_SOURCE MATERIAL_
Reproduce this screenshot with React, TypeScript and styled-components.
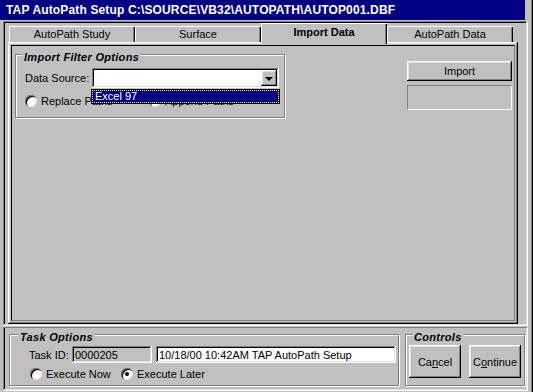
import React from 'react';
import styled, { createGlobalStyle, css } from 'styled-components';

const GlobalStyle = createGlobalStyle`
  html, body {
    margin: 0;
    padding: 0;
    background: #c0c0c0;
  }
  body {
    font-family: "Liberation Sans", Arial, sans-serif;
    font-size: 11px;
    color: #000;
  }
`;

const raised = css`
  box-shadow: inset -1px -1px #000, inset 1px 1px #fff, inset -2px -2px #808080, inset 2px 2px #dfdfdf;
`;

const sunken = css`
  box-shadow: inset -1px -1px #fff, inset 1px 1px #808080, inset -2px -2px #dfdfdf, inset 2px 2px #000;
`;

const Window = styled.div`
  width: 533px;
  height: 392px;
  box-sizing: border-box;
  padding-right: 5px;
  display: flex;
  flex-direction: column;
  background: #c0c0c0;
  box-shadow: inset -1px 0 #000, inset -2px 0 #808080;
  overflow: hidden;
`;

const TitleBar = styled.div`
  height: 20px;
  margin-right: 3px;
  padding-left: 6px;
  background: #000080;
  color: #fff;
  font-weight: bold;
  font-size: 12px;
  letter-spacing: 0.15px;
  line-height: 21px;
  white-space: nowrap;
`;

const MainFrame = styled.div`
  margin: 1px 0 0 3px;
  height: 305px;
  box-sizing: border-box;
  padding: 2px 10px 2px 5px;
  display: flex;
  flex-direction: column;
  ${sunken}
`;

const TabRow = styled.div`
  display: flex;
  height: 19px;
  padding-left: 1px;
  align-items: flex-end;
`;

const Tab = styled.div<{ $active?: boolean }>`
  width: 126px;
  height: ${({ $active }) => ($active ? '21px' : '16px')};
  margin-bottom: ${({ $active }) => ($active ? '-2px' : '0')};
  position: relative;
  z-index: ${({ $active }) => ($active ? 1 : 0)};
  box-sizing: border-box;
  background: #c0c0c0;
  display: flex;
  align-items: center;
  justify-content: center;
  padding-bottom: ${({ $active }) => ($active ? '3px' : '0')};
  font-weight: ${({ $active }) => ($active ? 'bold' : 'normal')};
  font-size: 11px;
  box-shadow: inset 1px 1px #fff, inset -1px 0 #000, inset -2px 0 #808080;
`;

const TabPanel = styled.div`
  flex: 1;
  box-sizing: border-box;
  padding: 2px;
  display: flex;
  ${raised}
`;

const Content = styled.div`
  flex: 1;
  margin: 1px;
  border: 1px solid;
  border-color: #000 #808080 #808080 #000;
  display: flex;
  align-items: flex-start;
`;

const Group = styled.fieldset<{ $width: number; $height: number }>`
  margin: 0;
  padding: 0;
  width: ${({ $width }) => $width}px;
  height: ${({ $height }) => $height}px;
  box-sizing: border-box;
  border: 1px solid #808080;
  box-shadow: inset 1px 1px #fff, 1px 1px #fff;
  min-inline-size: 0;
`;

const Legend = styled.legend<{ $indent?: number }>`
  margin-left: ${({ $indent }) => $indent ?? 6}px;
  padding: 0 2px;
  background: #c0c0c0;
  font-weight: 900;
  font-style: italic;
  font-size: 11px;
  letter-spacing: 0.3px;
  line-height: 14px;
  position: relative;
  top: 3px;
`;

const GroupBody = styled.div<{ $pad: string; $row?: boolean; $gap?: number }>`
  padding: ${({ $pad }) => $pad};
  display: flex;
  flex-direction: ${({ $row }) => ($row ? 'row' : 'column')};
  gap: ${({ $gap }) => $gap ?? 0}px;
`;

const Row = styled.div<{ $top?: number; $left?: number }>`
  display: flex;
  align-items: center;
  margin-top: ${({ $top }) => $top ?? 0}px;
  margin-left: ${({ $left }) => $left ?? 0}px;
`;

const FieldLabel = styled.span<{ $width: number }>`
  width: ${({ $width }) => $width}px;
  white-space: nowrap;
`;

const Combo = styled.div`
  position: relative;
  width: 187px;
  height: 20px;
  box-sizing: border-box;
  background: #fff;
  display: flex;
  justify-content: flex-end;
  align-items: center;
  padding-right: 2px;
  ${sunken}
`;

const DropButton = styled.div`
  width: 16px;
  height: 16px;
  background: #c0c0c0;
  display: flex;
  align-items: center;
  justify-content: center;
  ${raised}
`;

const Arrow = styled.span`
  width: 0;
  height: 0;
  border-left: 4px solid transparent;
  border-right: 4px solid transparent;
  border-top: 4px solid #000;
  margin-top: 1px;
`;

const DropList = styled.div`
  position: absolute;
  top: 21px;
  left: -1px;
  width: 189px;
  height: 15px;
  box-sizing: border-box;
  border: 1px solid #000;
  background: #000080;
  z-index: 2;
`;

const DropItem = styled.div`
  height: 13px;
  box-sizing: border-box;
  outline: 1px dotted #ffff80;
  outline-offset: -1px;
  color: #fff;
  padding-left: 3px;
  line-height: 13px;
  font-size: 11px;
`;

const RadioItem = styled.label<{ $width?: number }>`
  display: flex;
  align-items: center;
  gap: 4px;
  width: ${({ $width }) => ($width ? `${$width}px` : 'auto')};
  white-space: nowrap;
`;

const RadioCircle = styled.span<{ $checked?: boolean }>`
  width: 12px;
  height: 12px;
  border-radius: 50%;
  background: #fff;
  flex: none;
  position: relative;
  box-shadow: inset 1px 1px 0 #808080, inset 2px 2px 0 #000, inset -1px -1px 0 #dfdfdf;
  &::after {
    content: '';
    display: ${({ $checked }) => ($checked ? 'block' : 'none')};
    position: absolute;
    left: 4px;
    top: 4px;
    width: 4px;
    height: 4px;
    border-radius: 50%;
    background: #000;
  }
`;

const RightCol = styled.div`
  margin: 15px 2px 0 auto;
  width: 105px;
  display: flex;
  flex-direction: column;
  gap: 4px;
`;

const Button = styled.button<{ $width: number; $height: number }>`
  width: ${({ $width }) => $width}px;
  height: ${({ $height }) => $height}px;
  border: none;
  padding: 0;
  background: #c0c0c0;
  font-family: "Liberation Sans", Arial, sans-serif;
  font-size: 11px;
  color: #000;
  ${raised}
`;

const StatusBox = styled.div`
  height: 25px;
  border: 1px solid;
  border-color: #808080 #fff #fff #808080;
  box-sizing: border-box;
`;

const BottomFrame = styled.div`
  margin: 1px 0 1px 3px;
  flex: 1;
  box-sizing: border-box;
  padding: 0 3px 0 6px;
  display: flex;
  gap: 6px;
  box-shadow: inset -1px -1px #fff, inset 1px 1px #808080, inset -2px -2px #dfdfdf, inset 2px 0 #000;
`;

const TextBox = styled.div<{ $width: number; $bg: string }>`
  width: ${({ $width }) => $width}px;
  height: 17px;
  box-sizing: border-box;
  background: ${({ $bg }) => $bg};
  padding: 2px 3px 0;
  font-size: 11px;
  line-height: 14px;
  white-space: nowrap;
  overflow: hidden;
  ${sunken}
`;

const Spacer = styled.span<{ $width: number }>`
  width: ${({ $width }) => $width}px;
  flex: none;
`;

export default function App() {
  return (
    <>
      <GlobalStyle />
      <Window>
        <TitleBar>TAP AutoPath Setup C:\SOURCE\VB32\AUTOPATH\AUTOP001.DBF</TitleBar>
        <MainFrame>
          <TabRow>
            <Tab>AutoPath Study</Tab>
            <Tab>Surface</Tab>
            <Tab $active>Import Data</Tab>
            <Tab>AutoPath Data</Tab>
          </TabRow>
          <TabPanel>
            <Content>
              <Group $width={270} $height={71} style={{ margin: '1px 0 0 3px' }}>
                <Legend>Import Filter Options</Legend>
                <GroupBody $pad="7px 0 0 9px">
                  <Row>
                    <FieldLabel $width={67}>Data Source:</FieldLabel>
                    <Combo>
                      <DropButton>
                        <Arrow />
                      </DropButton>
                      <DropList>
                        <DropItem>Excel 97</DropItem>
                      </DropList>
                    </Combo>
                  </Row>
                  <Row $top={7}>
                    <RadioItem $width={124}>
                      <RadioCircle />
                      Replace Paths
                    </RadioItem>
                    <RadioItem>
                      <RadioCircle />
                      Append Paths
                    </RadioItem>
                  </Row>
                </GroupBody>
              </Group>
              <RightCol>
                <Button $width={105} $height={20}>Import</Button>
                <StatusBox />
              </RightCol>
            </Content>
          </TabPanel>
        </MainFrame>
        <BottomFrame>
          <Group $width={390} $height={59}>
            <Legend $indent={8}>Task Options</Legend>
            <GroupBody $pad="5px 0 0 19px">
              <Row>
                <FieldLabel $width={43}>Task ID:</FieldLabel>
                <TextBox $width={80} $bg="#c0c0c0">0000205</TextBox>
                <Spacer $width={4} />
                <TextBox $width={240} $bg="#fff">10/18/00 10:42AM TAP AutoPath Setup</TextBox>
              </Row>
              <Row $top={5} $left={1}>
                <RadioItem $width={91}>
                  <RadioCircle />
                  Execute Now
                </RadioItem>
                <RadioItem>
                  <RadioCircle $checked />
                  Execute Later
                </RadioItem>
              </Row>
            </GroupBody>
          </Group>
          <Group $width={120} $height={59}>
            <Legend>Controls</Legend>
            <GroupBody $pad="4px 0 0 3px" $row $gap={8}>
              <Button $width={52} $height={33}>
                Ca<u>n</u>cel
              </Button>
              <Button $width={52} $height={33}>
                C<u>o</u>ntinue
              </Button>
            </GroupBody>
          </Group>
        </BottomFrame>
      </Window>
    </>
  );
}
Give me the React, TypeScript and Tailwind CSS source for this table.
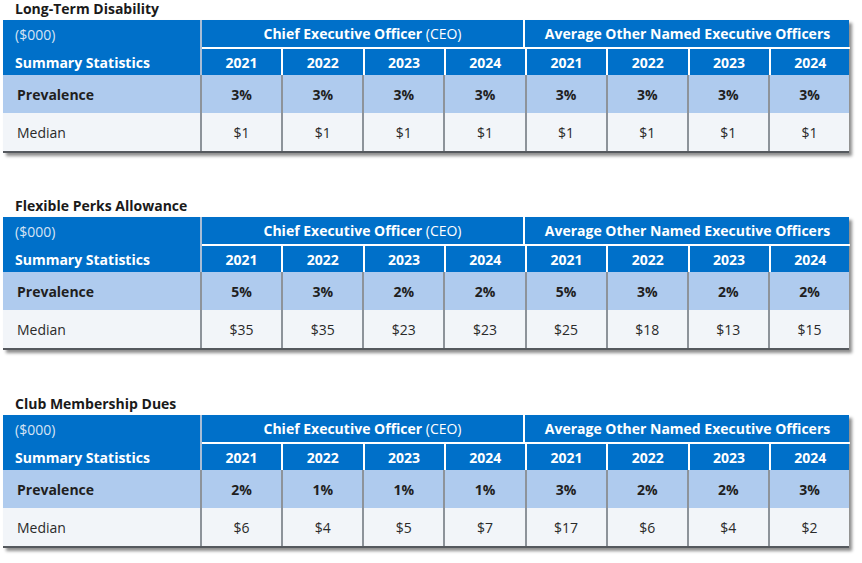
import React from 'react';

type Block = {
  title: string;
  prevalence: string[];
  median: string[];
};

const years = ['2021', '2022', '2023', '2024'];

const blocks: Block[] = [
  {
    title: 'Long-Term Disability',
    prevalence: ['3%', '3%', '3%', '3%', '3%', '3%', '3%', '3%'],
    median: ['$1', '$1', '$1', '$1', '$1', '$1', '$1', '$1'],
  },
  {
    title: 'Flexible Perks Allowance',
    prevalence: ['5%', '3%', '2%', '2%', '5%', '3%', '2%', '2%'],
    median: ['$35', '$35', '$23', '$23', '$25', '$18', '$13', '$15'],
  },
  {
    title: 'Club Membership Dues',
    prevalence: ['2%', '1%', '1%', '1%', '3%', '2%', '2%', '3%'],
    median: ['$6', '$4', '$5', '$7', '$17', '$6', '$4', '$2'],
  },
];

function StatTable({ block }: { block: Block }) {
  return (
    <div>
      <h3 className="pl-[15px] text-[14px] font-bold leading-[17px] text-[#1a1a1a] h-[20px]">{block.title}</h3>
      <div className="ml-[3px] w-[846px] shadow-[3px_3px_3px_rgba(0,0,0,0.45)]">
        {/* header */}
        <div className="flex bg-[#0070c9] text-white">
          <div className="w-[199px] shrink-0 border-r-2 border-[#a8bdd6] pl-[12px]">
            <div className="h-[29px] flex items-center text-[14px] text-[#d6e4f5]">($000)</div>
            <div className="h-[26px] flex items-center text-[14px] font-bold">Summary Statistics</div>
          </div>
          <div className="flex-1">
            <div className="flex h-[29px] border-b-2 border-white">
              <div className="w-[323px] border-r-2 border-white flex items-center justify-center text-[14px] font-bold">
                Chief Executive Officer&nbsp;<span className="font-normal">(CEO)</span>
              </div>
              <div className="flex-1 flex items-center justify-center text-[14px] font-bold">
                Average Other Named Executive Officers
              </div>
            </div>
            <div className="flex h-[26px]">
              {[...years, ...years].map((y, i) => (
                <div
                  key={i}
                  className={`w-[81px] flex-1 flex items-center justify-center text-[14px] font-bold ${i < 7 ? 'border-r-2 border-white' : ''}`}
                >
                  {y}
                </div>
              ))}
            </div>
          </div>
        </div>
        {/* prevalence */}
        <div className="flex h-[38px] bg-[#afcbee] text-[#1f1f1f]">
          <div className="w-[199px] shrink-0 border-r-2 border-[#8d939a] pl-[14px] flex items-center text-[14px] font-bold">
            Prevalence
          </div>
          {block.prevalence.map((v, i) => (
            <div
              key={i}
              className={`flex-1 flex items-center justify-center text-[14px] font-bold ${i < 7 ? 'border-r-2 border-[#8d939a]' : ''}`}
            >
              {v}
            </div>
          ))}
        </div>
        {/* median */}
        <div className="flex h-[40px] bg-[#f2f5f9] text-[#2a2a2a] border-b-2 border-[#55595e]">
          <div className="w-[199px] shrink-0 border-r-2 border-[#8d939a] pl-[14px] flex items-center text-[14px]">
            Median
          </div>
          {block.median.map((v, i) => (
            <div
              key={i}
              className={`flex-1 flex items-center justify-center text-[14px] ${i < 7 ? 'border-r-2 border-[#8d939a]' : ''}`}
            >
              {v}
            </div>
          ))}
        </div>
      </div>
    </div>
  );
}

export default function App() {
  return (
    <div className="w-[862px] h-[563px] bg-white overflow-hidden font-['Open_Sans',sans-serif]">
      <div className="flex flex-col gap-[44px]">
        {blocks.map((b, i) => (
          <div key={b.title} className={i === 2 ? 'mt-[1px]' : ''}>
            <StatTable block={b} />
          </div>
        ))}
      </div>
    </div>
  );
}
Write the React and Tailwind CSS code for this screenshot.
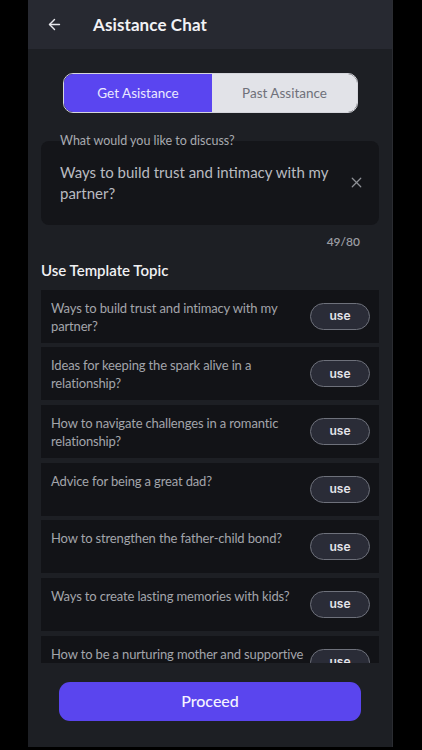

_WHAT YOU SHOULD DO_
Indicate how many lines of the material include the word "Tailwind"; the number alone is required.

_TASK SOLUTION_
2